Today my writer's notebook invitation was a poem about adolescents. I know I've written about my students' writing before, but I am always amazed when they reveal the depth of their insight; when they reveal a piece of their fragile heart with me and their classmates. Here were some of my students' responses today.

"Maybe the trouble is not the adolescents, but the people who are afraid we are growing up way too fast."

"It's Friday night but I don't dare ask to go anywhere my parents won't be. My parents say no because they don't want the creepers to get me, but behind his husky voice I hear the double meaning to my father's words. What he's really saying is, "You're growing up too fast and I can't stand it.This is the only way I can stop you from going out on your own too soon, so no." My birthday is in two weeks. I'll be 15, but I don't dare get my hopes up for a phone, because my dad says no because I'll use it too much. But behind his tired voice I hear the double meaning. What he's really saying is, " If you get your own phone I have no way to control you. You're growing up too fast."

"I can feel it. It's coming. Adulthood is calling my name. I can hear it as clearly as the cry of a songbird. I know it will find me sooner or later, and though I cower behind my youth, I know I can only hide for so long. Time will destroy my only hiding spot, and eventually I'll be forced to face the horrifying reality: I'm growing up. With age, more memories will come. With them will be the curses of realization, actuality, and maturity. All of them combining into the monstrosity that is adulthood. Why can't I stay a kid? I don't want to grow up; where's 'Neverland' when you need it?"

"The day we enter little girls, excited to be teenagers. New clothes, new school, new ways. We come into adolescents with bows in our hair and the button up shirts our moms dressed us in. We enter not knowing the life ahead, but excited for the journey. The journey through the jungle of adolescents. We enter as images of our parents, because that's all we have known. We face the obstacles: boys, drama, friends. It's when you fall in love with the boy you think you'll be with forever, but the relationship is over after a week. Now is when you meet friends you think you will have for a lifetime. These are the things that change us."
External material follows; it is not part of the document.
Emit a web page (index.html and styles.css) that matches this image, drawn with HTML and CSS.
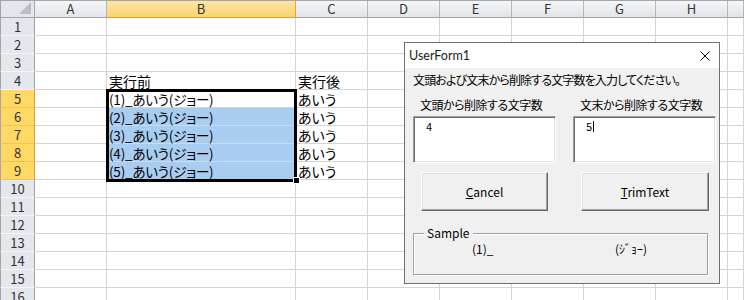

" Adolescents- you may say we're changing, and we are. But we are still what we used to be. We still find it tempting to jump in a rain puddle. Some of us would rather run around outside than text. We're still alive and curious as ever."


Aunt Linda said...

You've got some pretty deep thinkers in your class. Wonder if this is typical 8th grade writing or if it's just because you are such a wonderful teacher. These are amazing. Love you!

Mose said...

I love the excerpts from your students. They are a million times smarter than I am. I am super jealous of your job.